AITA for telling my step brother to suck it up after his baby died

My step brother cheated on his wife who he has 3 kids with and got another woman pregnant. Honestly his wife is an angel because this woman was awful to her, yet she still moved her in to make sure she was taken care of because she was living in a bad environment. Well she got them sleeping with each other again even though he said he wanted to save the marriage. Obviously not. But she still tried to help so she paid her his baby mamas apartment. The deposit, first 4 months of rent. Etc. because she didn't want her in her home anymore but still wanted to help her get out of a bad situation. Fast forward, they lose the baby at 38 weeks... She had a stillbirth. Everyone was in pain including his wife because they were going to adopt his baby mamas baby because she already lost one child to CPS for child abuse and didn't want them to take her other child and put them in foster care. Even though she lost the baby my step brothers wife still paid for her to keep her apartment for another few months. Even though my brother quit his job due to depression. So she was taking care of his mistress and the woman didn't even appreciate it. Well a month after they lost that baby his wife found out she's pregnant.

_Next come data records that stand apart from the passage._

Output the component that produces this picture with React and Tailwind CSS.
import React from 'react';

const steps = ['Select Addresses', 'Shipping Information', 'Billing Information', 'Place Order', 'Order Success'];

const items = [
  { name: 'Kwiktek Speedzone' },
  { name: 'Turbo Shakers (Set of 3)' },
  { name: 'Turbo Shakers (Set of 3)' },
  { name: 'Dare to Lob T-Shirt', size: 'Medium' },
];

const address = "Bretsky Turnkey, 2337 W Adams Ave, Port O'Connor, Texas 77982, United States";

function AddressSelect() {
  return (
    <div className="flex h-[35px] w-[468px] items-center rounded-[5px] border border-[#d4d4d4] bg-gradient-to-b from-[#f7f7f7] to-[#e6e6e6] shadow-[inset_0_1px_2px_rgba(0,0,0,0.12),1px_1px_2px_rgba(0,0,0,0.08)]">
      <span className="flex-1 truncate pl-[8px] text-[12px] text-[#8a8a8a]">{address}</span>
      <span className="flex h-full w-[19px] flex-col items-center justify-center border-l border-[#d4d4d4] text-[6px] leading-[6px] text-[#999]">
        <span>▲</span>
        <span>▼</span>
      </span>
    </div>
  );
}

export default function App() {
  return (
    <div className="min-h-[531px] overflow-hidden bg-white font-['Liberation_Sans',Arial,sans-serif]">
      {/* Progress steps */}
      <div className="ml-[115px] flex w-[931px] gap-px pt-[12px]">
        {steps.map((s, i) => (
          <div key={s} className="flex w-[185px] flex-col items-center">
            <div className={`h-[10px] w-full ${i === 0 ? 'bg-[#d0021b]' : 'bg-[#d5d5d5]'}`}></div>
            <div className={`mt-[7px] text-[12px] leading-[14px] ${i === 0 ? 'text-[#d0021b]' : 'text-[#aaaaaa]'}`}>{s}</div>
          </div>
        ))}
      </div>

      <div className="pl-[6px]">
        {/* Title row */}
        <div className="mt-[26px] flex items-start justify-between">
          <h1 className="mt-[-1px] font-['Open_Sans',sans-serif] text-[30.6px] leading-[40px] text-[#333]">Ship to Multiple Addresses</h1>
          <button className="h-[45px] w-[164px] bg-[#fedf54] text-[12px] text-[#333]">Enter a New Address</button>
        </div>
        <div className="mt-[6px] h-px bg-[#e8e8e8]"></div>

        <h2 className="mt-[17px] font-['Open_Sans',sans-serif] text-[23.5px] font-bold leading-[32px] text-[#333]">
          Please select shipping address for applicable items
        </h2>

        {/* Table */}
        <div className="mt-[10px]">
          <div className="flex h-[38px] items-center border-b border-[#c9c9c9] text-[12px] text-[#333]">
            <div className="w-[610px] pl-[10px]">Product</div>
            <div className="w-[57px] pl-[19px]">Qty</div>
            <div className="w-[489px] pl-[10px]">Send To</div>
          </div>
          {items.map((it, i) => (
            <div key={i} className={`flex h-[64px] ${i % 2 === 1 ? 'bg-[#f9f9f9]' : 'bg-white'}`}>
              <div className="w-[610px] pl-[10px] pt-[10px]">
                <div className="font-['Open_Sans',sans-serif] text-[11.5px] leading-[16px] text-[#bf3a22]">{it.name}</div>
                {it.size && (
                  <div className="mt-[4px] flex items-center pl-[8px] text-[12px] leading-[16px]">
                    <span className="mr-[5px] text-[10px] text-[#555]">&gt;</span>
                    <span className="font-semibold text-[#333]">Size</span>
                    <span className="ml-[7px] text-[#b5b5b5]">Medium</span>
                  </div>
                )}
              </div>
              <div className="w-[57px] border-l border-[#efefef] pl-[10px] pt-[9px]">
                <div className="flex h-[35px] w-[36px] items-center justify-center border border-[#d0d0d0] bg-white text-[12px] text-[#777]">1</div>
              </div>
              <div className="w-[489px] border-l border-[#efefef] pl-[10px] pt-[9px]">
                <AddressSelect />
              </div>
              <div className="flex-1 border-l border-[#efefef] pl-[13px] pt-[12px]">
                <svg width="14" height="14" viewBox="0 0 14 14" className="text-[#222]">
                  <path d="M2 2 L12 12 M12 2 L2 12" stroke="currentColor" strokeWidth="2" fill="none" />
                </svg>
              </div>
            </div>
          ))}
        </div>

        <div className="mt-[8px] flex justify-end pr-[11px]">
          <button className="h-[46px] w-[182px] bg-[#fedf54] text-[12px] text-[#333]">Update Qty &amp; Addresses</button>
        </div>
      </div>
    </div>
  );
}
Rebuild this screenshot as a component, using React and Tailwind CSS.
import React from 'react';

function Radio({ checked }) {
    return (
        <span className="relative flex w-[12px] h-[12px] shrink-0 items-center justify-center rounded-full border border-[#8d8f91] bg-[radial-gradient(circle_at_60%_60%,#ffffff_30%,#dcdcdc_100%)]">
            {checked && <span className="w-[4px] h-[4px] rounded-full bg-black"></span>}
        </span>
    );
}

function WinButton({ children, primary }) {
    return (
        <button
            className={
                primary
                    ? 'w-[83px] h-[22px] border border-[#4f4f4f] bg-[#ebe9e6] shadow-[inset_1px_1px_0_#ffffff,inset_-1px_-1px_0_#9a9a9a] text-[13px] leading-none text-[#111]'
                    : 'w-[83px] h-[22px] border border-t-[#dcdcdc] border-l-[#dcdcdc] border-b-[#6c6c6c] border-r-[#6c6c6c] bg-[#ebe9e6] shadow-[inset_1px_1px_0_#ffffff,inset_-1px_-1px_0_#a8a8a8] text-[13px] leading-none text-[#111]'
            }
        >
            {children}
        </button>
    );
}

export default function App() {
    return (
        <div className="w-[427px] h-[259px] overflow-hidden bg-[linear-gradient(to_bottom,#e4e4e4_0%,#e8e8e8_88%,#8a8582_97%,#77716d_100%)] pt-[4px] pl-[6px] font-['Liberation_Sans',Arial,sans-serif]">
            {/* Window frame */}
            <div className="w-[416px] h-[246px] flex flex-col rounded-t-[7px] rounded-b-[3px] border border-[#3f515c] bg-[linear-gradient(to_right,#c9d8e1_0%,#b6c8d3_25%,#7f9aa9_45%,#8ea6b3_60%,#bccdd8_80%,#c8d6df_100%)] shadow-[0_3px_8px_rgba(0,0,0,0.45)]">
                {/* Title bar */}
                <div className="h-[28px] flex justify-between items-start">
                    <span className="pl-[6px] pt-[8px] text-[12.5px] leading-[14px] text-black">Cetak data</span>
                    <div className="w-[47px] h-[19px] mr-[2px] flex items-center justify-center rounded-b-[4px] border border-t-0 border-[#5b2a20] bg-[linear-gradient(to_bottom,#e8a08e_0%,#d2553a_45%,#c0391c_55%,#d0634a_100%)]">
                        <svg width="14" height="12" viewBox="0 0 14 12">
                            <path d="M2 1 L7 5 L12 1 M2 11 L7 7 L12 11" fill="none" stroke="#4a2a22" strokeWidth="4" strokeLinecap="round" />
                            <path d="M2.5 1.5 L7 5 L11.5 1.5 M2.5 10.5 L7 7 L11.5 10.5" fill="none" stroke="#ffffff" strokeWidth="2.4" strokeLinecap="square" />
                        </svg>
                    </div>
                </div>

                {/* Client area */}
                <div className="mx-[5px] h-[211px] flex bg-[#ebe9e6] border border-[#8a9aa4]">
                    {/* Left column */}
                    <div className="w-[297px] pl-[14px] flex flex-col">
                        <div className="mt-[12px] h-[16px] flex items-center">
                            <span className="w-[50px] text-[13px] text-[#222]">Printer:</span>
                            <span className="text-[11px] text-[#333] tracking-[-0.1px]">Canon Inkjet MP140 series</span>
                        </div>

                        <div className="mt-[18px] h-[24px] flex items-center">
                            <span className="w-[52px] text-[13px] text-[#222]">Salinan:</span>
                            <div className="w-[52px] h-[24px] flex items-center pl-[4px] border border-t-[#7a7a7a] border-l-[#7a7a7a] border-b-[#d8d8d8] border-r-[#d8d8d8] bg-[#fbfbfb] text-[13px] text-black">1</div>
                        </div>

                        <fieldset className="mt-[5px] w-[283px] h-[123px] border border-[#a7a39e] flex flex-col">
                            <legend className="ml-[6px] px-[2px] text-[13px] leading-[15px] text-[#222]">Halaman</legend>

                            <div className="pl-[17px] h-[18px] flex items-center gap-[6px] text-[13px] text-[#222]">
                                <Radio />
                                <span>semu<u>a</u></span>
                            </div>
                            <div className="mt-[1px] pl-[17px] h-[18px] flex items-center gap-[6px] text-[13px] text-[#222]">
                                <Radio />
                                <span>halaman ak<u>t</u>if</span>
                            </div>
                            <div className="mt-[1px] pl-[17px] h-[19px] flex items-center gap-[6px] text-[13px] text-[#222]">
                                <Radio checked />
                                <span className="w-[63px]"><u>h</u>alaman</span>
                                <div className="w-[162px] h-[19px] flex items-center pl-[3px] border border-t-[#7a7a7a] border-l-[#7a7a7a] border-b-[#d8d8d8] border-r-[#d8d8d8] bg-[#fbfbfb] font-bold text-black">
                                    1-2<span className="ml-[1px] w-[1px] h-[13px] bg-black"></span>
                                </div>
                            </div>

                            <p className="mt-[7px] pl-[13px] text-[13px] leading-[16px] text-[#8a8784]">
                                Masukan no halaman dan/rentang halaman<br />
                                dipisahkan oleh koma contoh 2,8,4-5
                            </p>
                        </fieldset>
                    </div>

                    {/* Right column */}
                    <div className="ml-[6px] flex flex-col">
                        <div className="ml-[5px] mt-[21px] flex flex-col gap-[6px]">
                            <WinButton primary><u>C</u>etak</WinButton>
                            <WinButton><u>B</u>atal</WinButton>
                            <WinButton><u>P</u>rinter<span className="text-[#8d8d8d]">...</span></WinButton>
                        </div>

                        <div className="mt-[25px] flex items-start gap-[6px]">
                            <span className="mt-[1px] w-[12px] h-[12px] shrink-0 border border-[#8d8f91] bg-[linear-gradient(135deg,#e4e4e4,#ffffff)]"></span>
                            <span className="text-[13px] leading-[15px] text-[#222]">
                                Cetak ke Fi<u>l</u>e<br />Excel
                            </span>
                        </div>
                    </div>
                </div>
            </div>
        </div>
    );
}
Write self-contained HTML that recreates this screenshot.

She's 5 months pregnant and has been going through it all alone because he's grieving his other baby. And his mistress went and harassed his wife at her job. She's been put through so much. He also went to go have sex with her again to "feel close" to the baby they lost. His wife won't leave guys... They have kids together. She has gone to every doctors appointment alone and found out she may be giving birth alone because he's too depressed. So I told my step brother this is gonna sound harsh. Nobody deserves to lose a child but go to therapy and suck it the fuck up. She had to suck up all her feelings the entire time your side chick was pregnant. She had to put everything aside to take care of your side chick. You let her harass your wife. You don't get to shut down on her now that shes pregnant. Go to therapy. Go to therapy for grief. If you have time to continue to cheat you have time to be there for your wife. But suck it the fuck up and be there for the wife you don't deserve. Was I an asshole. I'm just sick of seeing her get treated this way. She has trauma and bad attachment issues. I gets he's grieving but he caused so much and has to deal with the consequences of his actions and he a fucking husband.

@Jasmine's mum she has trauma and attachment issues along with having autism. She did what she did because she didn't want to blame the child for the actions of the parents and the side chick was in a bad living situation and didn't want a baby in that. I love his wife and even she has said she has a hard time letting go when people treat her badly. It's not that she likes being miserable. She just has a hard time letting go of attachments.

Edit: Listen I don't agree with everything she's done. She has a way bigger heart than I do. I didn't make this post to talk about her choses because she's done them and there's nothing I can do about that. If she wants to stay with him then okay. All I was asking is if I was wrong for telling him to suck it up when he lost his baby. It's not really about saving her. It is more about calling out my family member when they're being fucked up.